At the Republican Convention, Kuralt felt the thoughts expressed by some speakers deserved condemnation. On August 17, 1992 he was especially tough on Pat Buchanan, declaring: "I thought the Buchanan speech had ugly elements in it, especially there at the end, take back our culture, take back our country. I think that was an appeal to racism."
Earlier that day, following the media zeitgeist, he slammed the GOP platform as extreme. "This platform the Republicans adopted today reminds me of another Republican platform and another convention, the one of '64, the one that nominated Barry Goldwater, [when] the party's farthest right-wingers took over for the first time and drove through a breathtakingly conservative platform...Those folks were not so interested in winning the election as in humiliating Nelson Rockefeller and the other moderates of their own party." Kuralt continued: "They lost in a landslide. Republicans with long memories might have noticed that something like that was going on here today."
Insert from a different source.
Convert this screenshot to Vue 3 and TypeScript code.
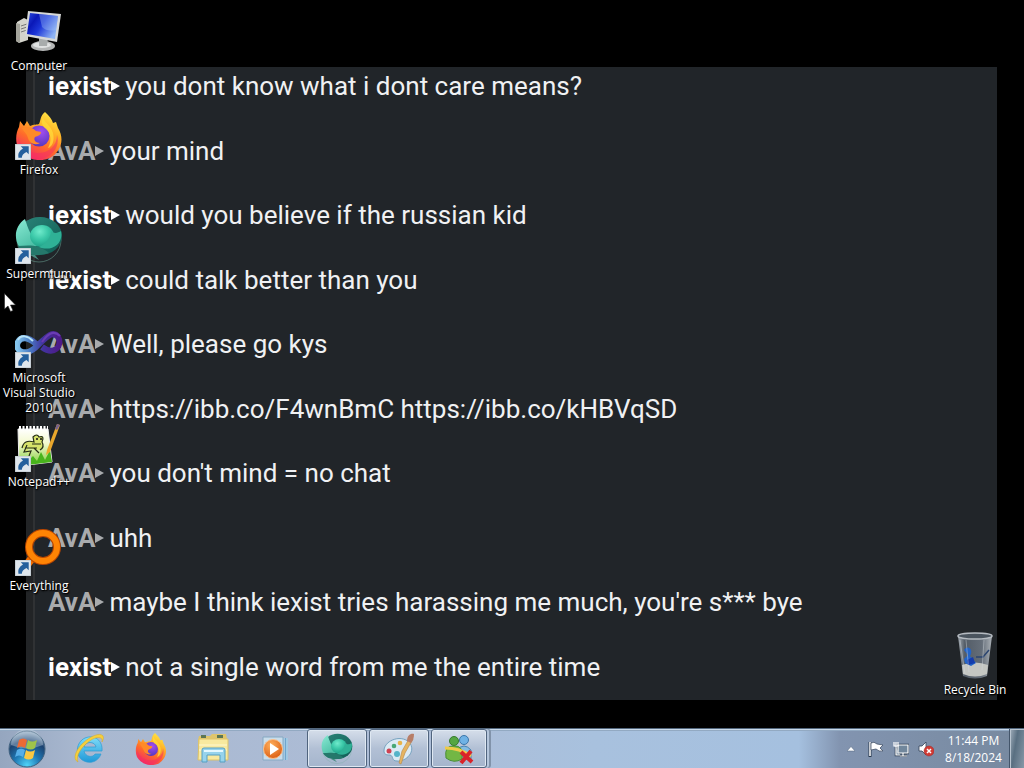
<script setup lang="ts">
interface Message { author: string; text: string }
interface Shortcut { icon: string; label: string; linked: boolean }
interface TaskItem { icon: string; label: string; running: boolean }

const messages: Message[] = [
  { author: 'iexist', text: 'you dont know what i dont care means?' },
  { author: 'AvA', text: 'your mind' },
  { author: 'iexist', text: 'would you believe if the russian kid' },
  { author: 'iexist', text: 'could talk better than you' },
  { author: 'AvA', text: 'Well, please go kys' },
  { author: 'AvA', text: 'https://ibb.co/F4wnBmC https://ibb.co/kHBVqSD' },
  { author: 'AvA', text: "you don't mind = no chat" },
  { author: 'AvA', text: 'uhh' },
  { author: 'AvA', text: "maybe I think iexist tries harassing me much, you're s*** bye" },
  { author: 'iexist', text: 'not a single word from me the entire time' },
]

const shortcuts: Shortcut[] = [
  { icon: 'computer', label: 'Computer', linked: false },
  { icon: 'firefox', label: 'Firefox', linked: true },
  { icon: 'supermium', label: 'Supermium', linked: true },
  { icon: 'studio', label: 'Microsoft Visual Studio 2010', linked: true },
  { icon: 'notepad', label: 'Notepad++', linked: true },
  { icon: 'everything', label: 'Everything', linked: true },
]

const tasks: TaskItem[] = [
  { icon: 'ie', label: 'Internet Explorer', running: false },
  { icon: 'firefox', label: 'Firefox', running: false },
  { icon: 'explorer', label: 'Windows Explorer', running: false },
  { icon: 'player', label: 'Windows Media Player', running: false },
  { icon: 'supermium', label: 'Supermium', running: true },
  { icon: 'paint', label: 'Paint', running: true },
  { icon: 'messenger', label: 'Messenger', running: true },
]
</script>

<template>
  <div class="screen">
    <svg class="sprites" aria-hidden="true">
      <defs>
        <linearGradient id="gBlue" x1="0" y1="0" x2="1" y2="0.6">
          <stop offset="0" stop-color="#2a4ae0" /><stop offset="0.3" stop-color="#0a18b8" />
          <stop offset="0.55" stop-color="#1c36d8" /><stop offset="1" stop-color="#8fb4f4" />
        </linearGradient>
        <linearGradient id="gFox" x1="0.85" y1="0" x2="0.3" y2="1">
          <stop offset="0" stop-color="#fff04a" /><stop offset="0.35" stop-color="#ffb327" />
          <stop offset="0.65" stop-color="#ff6a2a" /><stop offset="1" stop-color="#f0246e" />
        </linearGradient>
        <radialGradient id="gGlobe" cx="0.6" cy="0.3" r="0.8">
          <stop offset="0" stop-color="#a44df0" /><stop offset="1" stop-color="#4a35b8" />
        </radialGradient>
        <radialGradient id="gOrbTeal" cx="0.4" cy="0.3" r="0.7">
          <stop offset="0" stop-color="#6feacb" /><stop offset="0.5" stop-color="#3cc9a9" /><stop offset="1" stop-color="#1fa188" />
        </radialGradient>
        <linearGradient id="gTeal" x1="0" y1="0" x2="1" y2="1">
          <stop offset="0" stop-color="#2b8579" /><stop offset="1" stop-color="#0f5c54" />
        </linearGradient>
        <linearGradient id="gLeaf" x1="0" y1="0" x2="0.5" y2="1">
          <stop offset="0" stop-color="#8aead4" /><stop offset="1" stop-color="#4cbfa6" />
        </linearGradient>
        <linearGradient id="gStudio" x1="0" y1="0" x2="1" y2="0">
          <stop offset="0" stop-color="#86c6ee" /><stop offset="0.3" stop-color="#4a7cc4" />
          <stop offset="0.6" stop-color="#4234a0" /><stop offset="1" stop-color="#4d1a88" />
        </linearGradient>
        <linearGradient id="gNote" x1="0" y1="0" x2="0" y2="1">
          <stop offset="0" stop-color="#ffffff" /><stop offset="0.4" stop-color="#f3f9cc" /><stop offset="1" stop-color="#7ccb3a" />
        </linearGradient>
        <radialGradient id="gStart" cx="0.5" cy="0.95" r="0.9">
          <stop offset="0" stop-color="#4fd4f8" /><stop offset="0.4" stop-color="#1f78b4" />
          <stop offset="0.75" stop-color="#1c4270" /><stop offset="1" stop-color="#8fa8c0" />
        </radialGradient>
        <linearGradient id="gBin" x1="0" y1="0" x2="1" y2="0">
          <stop offset="0" stop-color="#b8c0c8" /><stop offset="0.2" stop-color="#5c6672" />
          <stop offset="0.7" stop-color="#717b87" /><stop offset="1" stop-color="#c4cad0" />
        </linearGradient>
        <radialGradient id="gOrange" cx="0.4" cy="0.3" r="0.8">
          <stop offset="0" stop-color="#ffb05c" /><stop offset="1" stop-color="#d8560c" />
        </radialGradient>
        <linearGradient id="gIe" x1="0" y1="0" x2="0" y2="1">
          <stop offset="0" stop-color="#7fdcf8" /><stop offset="1" stop-color="#1f98d8" />
        </linearGradient>
      </defs>

      <symbol id="computer" viewBox="0 0 48 48">
        <path d="M2 14 9 10 13 12V32L4 35 1 33Z" fill="#d4d4cc" />
        <path d="M1 15 5 16V35L1 33Z" fill="#a4a49c" />
        <path d="M6 18 12 16M6 21 12 19M6 24 12 22" stroke="#777" stroke-width="1" />
        <ellipse cx="28" cy="38" rx="12" ry="5" fill="#b4b6b6" />
        <ellipse cx="27" cy="37" rx="9" ry="3" fill="#e0e2e2" />
        <path d="M24 29H33L32 38H24Z" fill="#a8acac" />
        <path d="M13 3 46 6 42 34 10 28Z" fill="#d6d8d8" />
        <path d="M15 5 43 8 40 31 12 26Z" fill="url(#gBlue)" />
        <path d="M24 6 43 8 41 22Q32 24 27 19Z" fill="#a8ccfa" opacity=".35" />
      </symbol>

      <symbol id="firefox" viewBox="0 0 48 48">
        <path d="M30 0C34 4 37 7 38 11L41 10 43 16C50 27 46 40 35 46C24 51 9 47 3 36C0 29 1 20 4 15L5 9 9 14 12 9 15 14C19 12 22 13 24 12C26 8 25 4 30 0Z" fill="url(#gFox)" />
        <path d="M3 25C5 33 12 40 21 41C33 42 42 34 42 23C45 33 39 44 27 47C13 48 3 39 3 25Z" fill="#f52e64" opacity=".55" />
        <circle cx="24" cy="24" r="10.5" fill="url(#gGlobe)" />
        <path d="M7 16C12 14 17 15 21 19L26 20C26 23 23 24 20 25C18 28 21 31 25 31C20 34 14 31 13 26C12 22 9 20 7 16Z" fill="#ff8a28" />
        <path d="M28 4C28 10 36 13 38 21C40 29 37 35 33 36C37 29 36 21 31 17C26 13 26 8 28 4Z" fill="#ffd83a" opacity=".8" />
      </symbol>

      <symbol id="supermium" viewBox="0 0 48 48">
        <circle cx="24" cy="24" r="22" fill="none" stroke="#72ad9e" stroke-width="1" opacity=".5" />
        <ellipse cx="25" cy="20" rx="22" ry="19" fill="url(#gTeal)" />
        <path d="M10 3C13 13 16 20 24 29C17 32 8 36 4 31C-2 20 1 9 10 3Z" fill="url(#gLeaf)" />
        <path d="M3 30C12 30 22 27 34 37C22 41 8 40 3 30Z" fill="#25786b" />
        <ellipse cx="27" cy="20" rx="12" ry="11" fill="url(#gOrbTeal)" />
        <path d="M36 15C39 18 43 17 46 15C49 29 35 36 24 31C29 29 36 23 36 15Z" fill="#2fb196" />
        <path d="M15 39 24 44 20 39Z" fill="#488c80" />
      </symbol>

      <symbol id="studio" viewBox="0 0 48 48">
        <path d="M24 27C16 18 7 15 3 22C-1 30 9 37 20 28C30 19 37 9 43 17C48 26 39 36 27 27" fill="none" stroke="url(#gStudio)" stroke-width="6" />
        <path d="M27 22C32 15 38 9 45 16" fill="none" stroke="#6a3cb4" stroke-width="2" />
        <path d="M3 20C6 14 13 16 18 21" fill="none" stroke="#b8e4f8" stroke-width="2" />
      </symbol>

      <symbol id="notepad" viewBox="0 0 48 48">
        <path d="M3 5 33 5 37 38 4 42Z" fill="url(#gNote)" stroke="#eee" />
        <path d="M4 4H33" stroke="#fff" stroke-width="4" stroke-dasharray="2 1.5" />
        <path d="M7 24Q9 15 19 18L18 13Q22 9 24 13Q30 11 27 18Q30 23 25 26M12 21 9 28 16 27 14 32M19 24 24 29M10 24 22 24M17 20 26 20" fill="#d6e26a" stroke="#242c16" stroke-width="1.2" />
        <path d="M4 37 10 33 13 37 18 32 22 37 26 28 30 36 35 26 37 38 4 42Z" fill="#48b41c" />
        <path d="M22 14V16M26 14V16" stroke="#111" stroke-width="1.500" />
        <path d="M45 1 35 28 31 31 32 26 42 0Z" fill="#e9a72c" />
        <path d="M42 0 45 1 42 6 40 5Z" fill="#76628c" />
      </symbol>

      <symbol id="everything" viewBox="0 0 48 48">
        <path d="M20 26 8 42" stroke="#ef6b00" stroke-width="8" />
        <circle cx="28" cy="19" r="14" fill="none" stroke="#b84600" stroke-width="8" />
        <circle cx="28" cy="19" r="14" fill="none" stroke="#ff8404" stroke-width="6" />
      </symbol>

      <symbol id="bin" viewBox="0 0 48 48">
        <path d="M7 4H41L36 44Q24 49 12 44Z" fill="url(#gBin)" opacity=".85" />
        <path d="M11 33Q24 28 37 33L36 42Q24 47 12 42Z" fill="#c4c6c2" />
        <path d="M13 18C17 12 23 18 19 24L25 31 20 34 14 31 13 27 17 23Z" fill="#2264c8" />
        <path d="M16 28 22 25 24 31 17 33Z" fill="#143cae" />
        <path d="M25 25 32 25 38 18" fill="none" stroke="#2b4570" stroke-width="1.500" />
        <path d="M9 8 14 42M15 8 18 40M33 8 31 38" stroke="#d8dee4" stroke-width="1" opacity=".4" />
        <ellipse cx="24" cy="4" rx="17" ry="3" fill="#4a545e" stroke="#b4bac0" stroke-width="1.5" />
      </symbol>

      <symbol id="ie" viewBox="0 0 32 32">
        <path d="M29 18H11C12 24 20 25 22 21H28C25 29 17 31 11 28C1 23 3 9 12 5C22 1 30 8 29 18ZM11 14H23C22 8 12 8 11 14Z" fill="url(#gIe)" stroke="#2d9bd2" stroke-width=".7" />
        <path d="M5 29C-1 26 3 17 9 11C17 3 27-1 30 3C31 5 30 7 29 9C30 4 25 3 18 7C9 13 2 23 5 29Z" fill="#f5cf3d" stroke="#d7a925" stroke-width=".5" />
      </symbol>

      <symbol id="explorer" viewBox="0 0 32 32">
        <path d="M2 3H13L15 1H29L30 6V27H1V7Z" fill="#dfc56b" />
        <path d="M4 2H9V5H4ZM20 2H26V5H20Z" fill="#5c7654" />
        <path d="M2 6H31V27H1Z" fill="#f8e99f" stroke="#dcc26a" />
        <path d="M2 12H30M2 17H30" stroke="#fff8cf" />
        <path d="M5 29V17Q5 15 7 15H26Q28 15 28 17V29H23V22H10V29Z" fill="#96d3ec" stroke="#579fc2" />
        <path d="M7 18H26" stroke="#e4f8ff" stroke-width="2" />
      </symbol>

      <symbol id="player" viewBox="0 0 32 32">
        <path d="M14 5H29V27H14Z" fill="#6fa5cd" />
        <path d="M25 5V27M28 5V27" stroke="#d5ecf7" stroke-width="1" />
        <path d="M4 4H24V27H4Z" fill="#c9ddeb" stroke="#86a9c3" />
        <circle cx="14" cy="16" r="9.5" fill="url(#gOrange)" stroke="#f8c08c" />
        <path d="M11 10 20 16 11 22Z" fill="#fff" />
      </symbol>

      <symbol id="paint" viewBox="0 0 32 32">
        <path d="M1 19C0 8 17 1 26 9C34 18 23 29 14 28C8 28 11 23 7 22C4 22 2 22 1 19Z" fill="#dbeaf4" stroke="#76a2bf" />
        <circle cx="6" cy="18" r="2.5" fill="#cf4152" /><circle cx="11" cy="13" r="2.3" fill="#48a775" />
        <circle cx="17" cy="10" r="2.3" fill="#e8b34a" /><circle cx="14" cy="21" r="3" fill="#55b4c9" />
        <path d="M27 4 30 6 22 20 18 31 16 30 19 18Z" fill="#e5b461" stroke="#b78745" stroke-width=".6" />
        <path d="M24 8C24 2 28 0 31 1C31 5 30 8 28 10Z" fill="#b77e68" />
      </symbol>

      <symbol id="messenger" viewBox="0 0 32 32">
        <circle cx="21" cy="7" r="4.5" fill="#6fb2e5" stroke="#3c76a9" /><path d="M14 26V17Q21 9 28 17V26Z" fill="#83bce2" stroke="#4a83b0" />
        <circle cx="11" cy="8" r="4.5" fill="#55a642" stroke="#367b2e" /><path d="M3 25Q1 12 11 13Q21 12 19 26Q11 31 3 25Z" fill="#73b744" stroke="#4a8e36" />
        <path d="M2 15Q17 15 28 23" fill="none" stroke="#f0ca49" stroke-width="3" />
        <path d="M18 19 29 29M28 18 18 30" stroke="#d92329" stroke-width="4" />
      </symbol>

      <symbol id="arrow" viewBox="0 0 14 14">
        <path d="M0 0H14V14H0Z" fill="#dfe6ec" stroke="#b5bdc4" />
        <path d="M5 2H12V9L10 7Q6 9 6 12H3Q2 7 7 4Z" fill="#24609d" />
      </symbol>
    </svg>

    <main class="desktop">
      <section class="wallpaper" aria-label="Wallpaper">
        <p v-for="(message, i) in messages" :key="i" class="message">
          <span class="author" :class="{ own: message.author === 'iexist' }">
            {{ message.author }}<svg class="marker" viewBox="0 0 9 10" aria-hidden="true"><path d="M0 0 9 5 0 10Z" fill="currentColor" /></svg>
          </span>
          <span>{{ message.text }}</span>
        </p>
      </section>

      <nav class="shortcuts" aria-label="Desktop">
        <button v-for="item in shortcuts" :key="item.label" type="button" class="shortcut">
          <span class="picture">
            <svg class="large"><use :href="'#' + item.icon" /></svg>
            <svg v-if="item.linked" class="badge"><use href="#arrow" /></svg>
          </span>
          <span class="label">{{ item.label }}</span>
        </button>
      </nav>
      <button type="button" class="shortcut bin">
        <span class="picture"><svg class="large"><use href="#bin" /></svg></span>
        <span class="label">Recycle Bin</span>
      </button>
      <svg class="cursor" viewBox="0 0 12 20" aria-hidden="true">
        <path d="M.5.5V16L4 13 6.500 18.500 9 17.500 6.500 12H11.500Z" fill="#fff" stroke="#222" stroke-width=".6" />
      </svg>
    </main>

    <footer class="taskbar">
      <button type="button" class="start" aria-label="Start">
        <svg viewBox="0 0 38 38" class="orb">
          <circle cx="19" cy="19" r="18" fill="url(#gStart)" stroke="#41627f" />
          <path d="M3 15A16 16 0 0 1 35 15Q19 22 3 15Z" fill="#dce8f0" opacity=".35" />
          <path d="M11 10Q15 7 19 10L17 18Q13 15 9 18Z" fill="#ec6a35" />
          <path d="M20 10Q24 13 29 10L27 18Q23 21 18 18Z" fill="#9fc44a" />
          <path d="M9 20Q13 17 17 20L15 27Q11 24 7 27Z" fill="#56aee8" />
          <path d="M18 20Q22 23 27 20L25 28Q21 31 16 28Z" fill="#fbc842" />
        </svg>
      </button>
      <nav class="tasks" aria-label="Taskbar">
        <button
          v-for="task in tasks" :key="task.icon" type="button" class="task"
          :class="{ running: task.running, stacked: task.icon === 'messenger' }" :aria-label="task.label"
        >
          <svg class="small"><use :href="'#' + task.icon" /></svg>
        </button>
      </nav>
      <div class="tray">
        <button type="button" class="tool chevron" aria-label="Show hidden icons">
          <svg viewBox="0 0 8 5"><path d="M0 4.500 4 0 8 4.500Z" fill="#fff" stroke="#52677f" stroke-width=".5" /></svg>
        </button>
        <button type="button" class="tool" aria-label="Action Center">
          <svg viewBox="0 0 16 16"><path d="M2 1V16" stroke="#28384c" stroke-width="3" /><path d="M2 1V15" stroke="#fff" stroke-width="1.500" /><path d="M3 2Q6 0 9 3L15 4 12 7 15 10Q11 11 8 8L3 9Z" fill="#fff" stroke="#33445a" stroke-width=".7" /></svg>
        </button>
        <button type="button" class="tool" aria-label="Network">
          <svg viewBox="0 0 16 16"><path d="M5 4H15V12H5ZM7 15H14M10 12V15M3 6V14H7" fill="#71879c" stroke="#26374b" stroke-width="2.500" /><path d="M5 4H15V12H5ZM7 15H14M10 12V15M3 6V14H7" fill="#71879c" stroke="#fff" stroke-width="1.200" /><path d="M1 1V5H5V1M3 1V6" fill="none" stroke="#fff" stroke-width="1.200" /></svg>
        </button>
        <button type="button" class="tool" aria-label="Volume muted">
          <svg viewBox="0 0 16 16"><path d="M1 5H4L8 1V14L4 10H1Z" fill="#fff" stroke="#344358" stroke-width=".8" /><circle cx="11" cy="10" r="5" fill="#d13b35" stroke="#9f2827" stroke-width=".5" /><path d="M9 8 13 12M13 8 9 12" stroke="#fff" stroke-width="1.500" /></svg>
        </button>
        <time class="clock" datetime="2024-08-18T23:44"><span>11:44 PM</span><span>8/18/2024</span></time>
        <button type="button" class="peek" aria-label="Show desktop"></button>
      </div>
    </footer>
  </div>
</template>

<style>
body { margin: 0; background: #000; }
</style>

<style scoped>
.screen { display: flex; flex-direction: column; height: 100vh; overflow: hidden; background: #000; font-family: "Open Sans", "Noto Sans", sans-serif; }
.sprites { position: absolute; width: 0; height: 0; }
button { border: 0; padding: 0; background: none; font: inherit; color: inherit; }
.desktop { position: relative; flex: 1; min-height: 0; display: flex; justify-content: space-between; padding: 0 11px 0 1px; }
.wallpaper {
  position: absolute; inset: 67px 27px 28px 26px; box-sizing: border-box;
  display: flex; flex-direction: column; justify-content: space-between;
  padding: 1px 0 15px 22px;
  background: linear-gradient(to right, #222426 7px, #303234 7px, #303234 9px, #212529 9px);
  color: #f0f1f3; font-family: Roboto, sans-serif; font-size: 26px; line-height: 36px;
}
.message { display: flex; gap: 5px; margin: 0; white-space: nowrap; }
.author { display: flex; align-items: center; font-weight: 700; color: #a9abad; }
.author.own { color: #fff; }
.marker { width: 9px; height: 10px; }
.shortcuts { position: relative; display: flex; flex-direction: column; }
.shortcut {
  position: relative; display: flex; flex-direction: column; align-items: center; gap: 2px;
  box-sizing: border-box; width: 76px; height: 104px; padding-top: 8px;
  color: #fff; font-size: 12px; line-height: 15px; text-align: center; text-shadow: 0 1px 2px #000, 1px 1px 1px #000;
}
.bin { align-self: flex-end; }
.picture { position: relative; height: 48px; }
.large { display: block; width: 48px; height: 48px; }
.badge { position: absolute; left: 0; bottom: 0; width: 16px; height: 16px; }
.cursor { position: absolute; left: 4px; top: 293px; width: 12px; height: 20px; }
.taskbar {
  position: relative; display: flex; flex: none; height: 40px; box-sizing: border-box; border-top: 1px solid #53677d;
  box-shadow: inset 0 1px #c9d9ea, inset 0 2px #92a9c2;
  background: linear-gradient(to right, #95a6bf 0, #a9b8d0 8%, #adbdd7 40%, #a8c1de 58%, #a5c0df 78%, #8294b0 82%, #77899f 100%);
}
.start { width: 59px; display: flex; justify-content: center; align-items: center; padding-right: 5px; }
.orb { width: 38px; height: 38px; }
.tasks { display: flex; gap: 2px; flex: 1; }
.task { width: 60px; display: flex; align-items: center; justify-content: center; box-sizing: border-box; }
.small { width: 32px; height: 32px; }
.running {
  border: 1px solid #50647e; border-radius: 3px;
  background: linear-gradient(#d5deea, #b2c0d5 50%, #a5b5cc); box-shadow: inset 0 0 0 1px #dfe8f2;
}
.stacked { width: 56px; box-shadow: inset 0 0 0 1px #dfe8f2, 2px 0 #b5c6dc, 4px 0 #8193aa; }
.tray { display: flex; align-items: center; }
.tool { width: 25px; height: 16px; display: flex; justify-content: center; }
.tool svg { width: 16px; height: 16px; }
.chevron svg { width: 8px; }
.clock { display: flex; flex-direction: column; align-items: center; width: 71px; color: #fff; font-size: 12px; line-height: 17px; }
.peek { align-self: stretch; width: 15px; border-left: 1px solid #43556a; background: linear-gradient(100deg, #a0adba, #596f81 40%, #8798a7); box-shadow: inset 1px 1px #b8c4cf; }
</style>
He concluded by attacking Christian Right delegates. "The only excited, demonstrative delegates any of us could find were the ones from the religious right, Pat Robertson's God and Country rally. They remind me of those Goldwater delegates of 28 years ago, far more interested in imposing ideological purity on this party than they are on winning the election...They got the platform they want. No room for a pregnant woman to make any decision [on abortion] at all, even if she was raped. It's tough on welfare, tough on taxes and guns and gays and pornography, tough even on public radio and public television."
Charles Kuralt, a network reporter who advocated raising taxes, condemned the U.S. for not caring as much as Europeans for children because we don't spend enough on social programs, praised Mario Cuomo, called Pat Buchanan a racist and described conservatives as extremists.
Hard to understand why any conservative would praise his work. It's all too typical.